Every winter, the lagoons at Bundala turn pink. Greater flamingos arrive in flocks numbering over a thousand, their long legs folding beneath them as they settle onto the shallow waters of Sri Lanka's dry southeast coast. They have flown from the Rann of Kutch in northwestern India, crossing hundreds of kilometers of open ocean to reach these brackish lagoons where brine shrimp concentrate in the evaporating shallows. The flamingos are the headline act, but Bundala's 197 recorded bird species ensure that the spectacle never depends on a single performer.
Bundala holds a rare double distinction. In 1991, it became the first wetland in Sri Lanka designated under the Ramsar Convention, the international treaty that protects wetlands of global importance. Fourteen years later, in 2005, UNESCO added Bundala to its Man and the Biosphere Programme, making it the fourth biosphere reserve on the island. These designations reflect what birdwatchers had known for decades: that this relatively small patch of coastal habitat, situated 245 kilometers southeast of Colombo, punches far above its weight in ecological significance. The park encompasses seven terrestrial habitat types and six distinct wetland types, supporting 324 recorded vertebrate species in an area that has shrunk from its original 6,216 hectares to 3,698 hectares after being regazetted in 2004.
The birdlife at Bundala reads like a catalog of South Asian waterbirds. Lesser whistling ducks congregate on open water while garganeys, migratory visitors from Central Asia, dabble in the shallows. Grey herons stand motionless at the lagoon edges. Eurasian spoonbills sweep their flattened bills through the mud in slow arcs, and painted storks wade through the deeper sections with deliberate, stilt-legged precision. Among the rarer sightings, the black-necked stork and the lesser adjutant make occasional appearances, their size and scarcity lending a sense of event to any encounter. The small and medium-sized waders are harder to distinguish individually, but their collective effect transforms the mudflats into a shifting, busy mosaic of movement. Black-headed ibises probe the soft ground while Asian openbills, with their distinctive gap-billed silhouette, search for freshwater snails.
The park owes much of its resilience to geography. Sand dunes along the coast act as natural barriers, shielding the interior lagoons from storm surges and, during the 2004 Indian Ocean tsunami, limiting the damage that reached Bundala's core wetlands. Behind these dunes, the landscape transitions from coastal scrubland into dry-zone evergreen forest, the type of thorny, drought-adapted woodland that once covered much of southern Sri Lanka. This gradient of habitats, from open beach to dune to lagoon to scrub to forest, packed into a narrow coastal strip, creates the ecological diversity that sustains such a wide range of species. But the boundaries are under pressure. Invasive plants, particularly Prosopis juliflora and the prickly pear Opuntia dillenii, have colonized portions of the park, and conservation teams work to remove them before they displace native vegetation.

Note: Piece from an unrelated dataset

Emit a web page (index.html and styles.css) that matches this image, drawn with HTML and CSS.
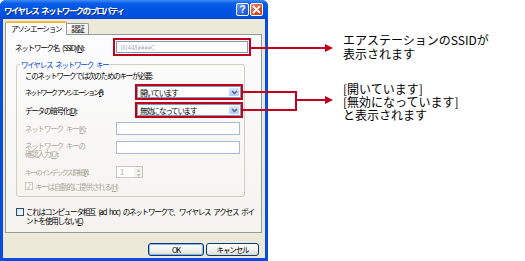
FILE: index.html
```html
<!DOCTYPE html>
<html>
<head>
    <title>ワイヤレス ネットワークのプロパティ</title>
    <link rel="stylesheet" href="styles.css">
</head>
<body>
    <div class="page">
        <div class="dialog">
            <div class="titlebar">
                <span class="title">ワイヤレス ネットワークのプロパティ</span>
                <span class="cap-btn help">?</span>
                <span class="cap-btn close">
                    <svg width="9" height="9" viewBox="0 0 9 9"><path d="M1 1L8 8M8 1L1 8" stroke="#fff" stroke-width="1.8"/></svg>
                </span>
            </div>
            <div class="dlg-body">
                <div class="tabs">
                    <span class="tab active">アソシエーション</span>
                    <span class="tab">認証</span>
                </div>
                <div class="panel">
                    <div class="row-ssid">
                        <label class="lbl-ssid">ネットワーク名 (SSID)(<u>N</u>):</label>
                        <span class="mark mark-ssid">
                            <span class="textbox ssid-box"><span class="blur">00448####C</span></span>
                        </span>
                    </div>

                    <fieldset class="group">
                        <legend>ワイヤレス ネットワーク キー</legend>
                        <div class="line-note">このネットワークでは次のためのキーが必要:</div>

                        <div class="field f-assoc">
                            <label class="tight">ネットワーク アソシエーション(<u>A</u>):</label>
                            <span class="mark mark-combo">
                                <span class="combo"><span>開いています</span><span class="drop"><svg width="7" height="5" viewBox="0 0 7 5"><path d="M1 1L3.5 3.5L6 1" fill="none" stroke="#4d6185" stroke-width="1.5"/></svg></span></span>
                            </span>
                        </div>
                        <div class="field f-crypt">
                            <label>データの暗号化(<u>D</u>):</label>
                            <span class="mark mark-combo">
                                <span class="combo"><span>無効になっています</span><span class="drop"><svg width="7" height="5" viewBox="0 0 7 5"><path d="M1 1L3.5 3.5L6 1" fill="none" stroke="#4d6185" stroke-width="1.5"/></svg></span></span>
                            </span>
                        </div>
                        <div class="field f-key off">
                            <label>ネットワーク キー(<u>K</u>):</label>
                            <span class="textbox key-box"></span>
                        </div>
                        <div class="field f-confirm off">
                            <label>ネットワーク キーの<br>確認入力(<u>O</u>):</label>
                            <span class="textbox key-box"></span>
                        </div>
                        <div class="field f-index off">
                            <label class="tight">キーのインデックス (詳細)(<u>X</u>):</label>
                            <span class="spin"><span class="spin-val">1</span><span class="spin-btns"><span>&#9652;</span><span>&#9662;</span></span></span>
                        </div>
                        <div class="check-row off">
                            <span class="checkbox checked">&#10003;</span>
                            <span>キーは自動的に提供される(<u>H</u>)</span>
                        </div>
                    </fieldset>

                    <div class="adhoc">
                        <span class="checkbox"></span>
                        <span>これはコンピュータ相互 (ad hoc) のネットワークで、ワイヤレス アクセス ポイントを使用しない(<u>C</u>)</span>
                    </div>
                </div>
                <div class="buttons">
                    <button class="btn default">OK</button>
                    <button class="btn">キャンセル</button>
                </div>
            </div>
        </div>

        <div class="notes">
            <p class="note note-ssid">エアステーションのSSIDが<br>表示されます</p>
            <p class="note note-mode">[開いています]<br>[無効になっています]<br>と表示されます</p>
        </div>

        <!-- connector lines from the marked fields to the notes -->
        <svg class="arrows" width="525" height="261" viewBox="0 0 525 261">
            <path d="M251 48H326" stroke="#c0001e" stroke-width="2" fill="none"/>
            <path d="M325 44L333 48L325 52Z" fill="#c0001e"/>
            <path d="M243 92H296V110H243" stroke="#c0001e" stroke-width="2" fill="none"/>
            <path d="M296 100H326" stroke="#c0001e" stroke-width="2" fill="none"/>
            <path d="M325 96L333 100L325 104Z" fill="#c0001e"/>
        </svg>
    </div>
</body>
</html>
```

FILE: styles.css
```css
body {
    margin: 0;
    background-color: #fff;
    font-family: "Noto Sans CJK JP", sans-serif;
}

.page {
    position: relative;
    display: flex;
    width: 525px;
    height: 261px;
}

/* window frame */
.dialog {
    width: 268px;
    height: 261px;
    box-sizing: border-box;
    display: flex;
    flex-direction: column;
    background-color: #0a4be0;
    border-radius: 6px 6px 0 0;
    font-size: 7.5px;
    line-height: 9px;
    letter-spacing: -1.2px;
    word-spacing: 2.5px;
    color: #000;
    white-space: nowrap;
}

.titlebar {
    height: 19px;
    display: flex;
    align-items: center;
    padding: 0 5px 0 4px;
    border-radius: 6px 6px 0 0;
    background: linear-gradient(#3f8cf3 0, #0b5de9 18%, #0054e3 50%, #0150e0 85%, #0042d4 100%);
}

.title {
    flex: 1;
    color: #fff;
    font-weight: bold;
    font-size: 8.5px;
    letter-spacing: -1.6px;
    text-shadow: 1px 1px 0 #0a2d8c;
    padding-top: 1px;
}

.cap-btn {
    width: 13px;
    height: 13px;
    box-sizing: border-box;
    border: 1px solid #fff;
    border-radius: 2px;
    display: flex;
    align-items: center;
    justify-content: center;
    color: #fff;
    font-family: "Liberation Sans", sans-serif;
    font-weight: bold;
    font-size: 10px;
    letter-spacing: 0;
}

.help {
    margin-right: 1px;
    background: linear-gradient(135deg, #6a9ef8, #2b64dc 60%, #1b4fc8);
}

.close {
    background: linear-gradient(135deg, #eb8a6c, #d8512e 55%, #c13a17);
}

.dlg-body {
    flex: 1;
    margin: 0 3px 3px;
    background-color: #ece9d8;
    padding: 2px 3px 0 2px;
    display: flex;
    flex-direction: column;
}

/* tabs */
.tabs {
    display: flex;
    align-items: flex-end;
    height: 13px;
    position: relative;
    z-index: 1;
}

.tab {
    height: 11px;
    padding: 0 4px;
    box-sizing: border-box;
    border: 1px solid #919b9c;
    border-bottom: none;
    border-radius: 2px 2px 0 0;
    background: linear-gradient(#fff, #ecebe6);
    line-height: 10px;
    margin-left: -1px;
}

.tab.active {
    height: 14px;
    margin-left: 0;
    margin-bottom: -1px;
    padding: 0 5px;
    background: #fcfcfe;
    border-top: 2px solid #f7b83c;
    line-height: 12px;
}

.panel {
    height: 199px;
    box-sizing: border-box;
    border: 1px solid #919b9c;
    background: linear-gradient(#fcfcfe, #f4f3ee);
    padding: 3px 0 0 9px;
}

.row-ssid {
    display: flex;
    align-items: center;
}

.lbl-ssid {
    width: 98px;
}

.mark {
    display: inline-flex;
    border: 2px solid #c0001e;
}

.mark-ssid {
    padding: 1px;
}

.textbox {
    display: inline-flex;
    align-items: center;
    box-sizing: border-box;
    border: 1px solid #7f9db9;
    background-color: #fff;
}

.ssid-box {
    width: 132px;
    height: 12px;
    padding-left: 4px;
}

.blur {
    color: #a9a9c2;
    font-size: 6px;
    letter-spacing: 0;
    filter: blur(0.6px);
}

/* group box */
.group {
    margin: 4px 0 0 1px;
    width: 229px;
    box-sizing: border-box;
    border: 1px solid #d0d0bf;
    border-radius: 3px;
    padding: 1px 0 5px 8px;
}

.group legend {
    color: #0046d5;
    padding: 0 1px;
    margin-left: -5px;
}

.line-note {
    height: 12px;
    line-height: 12px;
}

.field {
    display: flex;
    align-items: center;
}

.field label {
    width: 91px;
    flex-shrink: 0;
}

.field label.tight {
    font-size: 7px;
    letter-spacing: -1.8px;
    word-spacing: 1px;
}

.f-assoc,
.f-crypt {
    margin-top: 2px;
}

.mark-combo {
    margin-left: 19px;
}

.combo {
    width: 104px;
    height: 12px;
    box-sizing: border-box;
    display: flex;
    align-items: center;
    border: 1px solid #7f9db9;
    background-color: #fff;
    padding-left: 2px;
}

.drop {
    margin-left: auto;
    margin-right: 1px;
    width: 10px;
    height: 8px;
    border-radius: 1px;
    background: linear-gradient(#dce7fd, #b4cbf6);
    display: flex;
    align-items: center;
    justify-content: center;
}

.off {
    color: #aca899;
}

.key-box {
    width: 124px;
    height: 13px;
    border-color: #a7bbd6;
}

.f-key {
    margin-top: 4px;
}

.f-confirm {
    margin-top: 6px;
    align-items: flex-start;
}

.f-confirm label {
    margin-top: 1px;
    line-height: 8px;
}

.f-index {
    margin-top: 8px;
}

.spin {
    width: 27px;
    height: 12px;
    box-sizing: border-box;
    display: flex;
    border: 1px solid #c9c7ba;
    background-color: #fff;
}

.spin-val {
    flex: 1;
    padding-left: 3px;
    line-height: 10px;
}

.spin-btns {
    width: 8px;
    display: flex;
    flex-direction: column;
    font-size: 6px;
    line-height: 5px;
    letter-spacing: 0;
    text-align: center;
    background-color: #f3f2ec;
    color: #c1bfb2;
}

.check-row,
.adhoc {
    display: flex;
    align-items: center;
}

.check-row {
    margin-top: 3px;
    height: 10px;
}

.checkbox {
    width: 8px;
    height: 8px;
    box-sizing: border-box;
    flex-shrink: 0;
    margin-right: 2px;
    border: 1px solid #1c5180;
    background: linear-gradient(135deg, #dcdcd7, #fff);
    font-size: 7px;
    line-height: 6px;
    letter-spacing: 0;
    text-align: center;
}

.check-row .checkbox {
    border-color: #cac8bb;
    color: #aca899;
    background: #fff;
}

.adhoc {
    margin: 10px 3px 0 1px;
    align-items: flex-start;
    white-space: normal;
}

.adhoc .checkbox {
    margin-top: 1px;
}

.buttons {
    display: flex;
    justify-content: flex-end;
    gap: 2px;
    margin: 10px 3px 0 0;
}

.btn {
    height: 13px;
    width: 56px;
    padding: 0;
    border: 1px solid #003c74;
    border-radius: 3px;
    background: linear-gradient(#fff, #f0f0ea 60%, #dcd9cc);
    font-family: "Noto Sans CJK JP", sans-serif;
    font-size: 7.5px;
    line-height: 9px;
    letter-spacing: -1.1px;
    color: #000;
}

.btn + .btn {
    width: 53px;
}

.btn.default {
    box-shadow: inset 0 0 0 1px #8db2f1;
}

/* annotations on the right */
.notes {
    padding-left: 75px;
}

.note {
    margin: 0;
    font-size: 12px;
    line-height: 14px;
    white-space: nowrap;
}

.note-ssid {
    margin-top: 33px;
}

.note-mode {
    margin-top: 21px;
    line-height: 13px;
}

.arrows {
    position: absolute;
    left: 0;
    top: 0;
    pointer-events: none;
}
```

Bundala's history as a protected area stretches back to 1969, when it was first declared a wildlife sanctuary. The upgrade to national park status came on January 4, 1993, bringing stricter protections but also new management challenges. Families living within the park boundaries, sludge discharge from nearby salt production into Bundala lagoon, irrigation water flowing in from agricultural land, and livestock grazing all compete with conservation goals. The proposed solutions are ambitious: resettling residents, re-demarcating boundaries to include the northern scrubland buffer zone, building irrigation structures to control water inflows, and expanding the invasive species eradication program. A turtle conservation project also operates within the park, protecting nesting beaches along the coast. These efforts reflect the central tension of conservation in densely populated landscapes: the wetland that the world recognizes as internationally significant sits within a working agricultural region where livelihoods depend on the same water and land.
Bundala National Park sits at 6.21N, 81.23E on the southeastern coast of Sri Lanka in Hambantota District. From altitude, look for the chain of coastal lagoons and salt pans glinting in the sun, bordered by sand dunes to the south and scrubland to the north. The flamingo flocks are visible as pink concentrations on the shallow lagoon surfaces during winter months. Nearest major airport: Mattala Rajapaksa International (VCRI) approximately 15 km northeast. Best viewing altitude: 2,000-3,500 feet AGL for the lagoon and wetland mosaic. The park is 245 km southeast of Colombo (VCBI).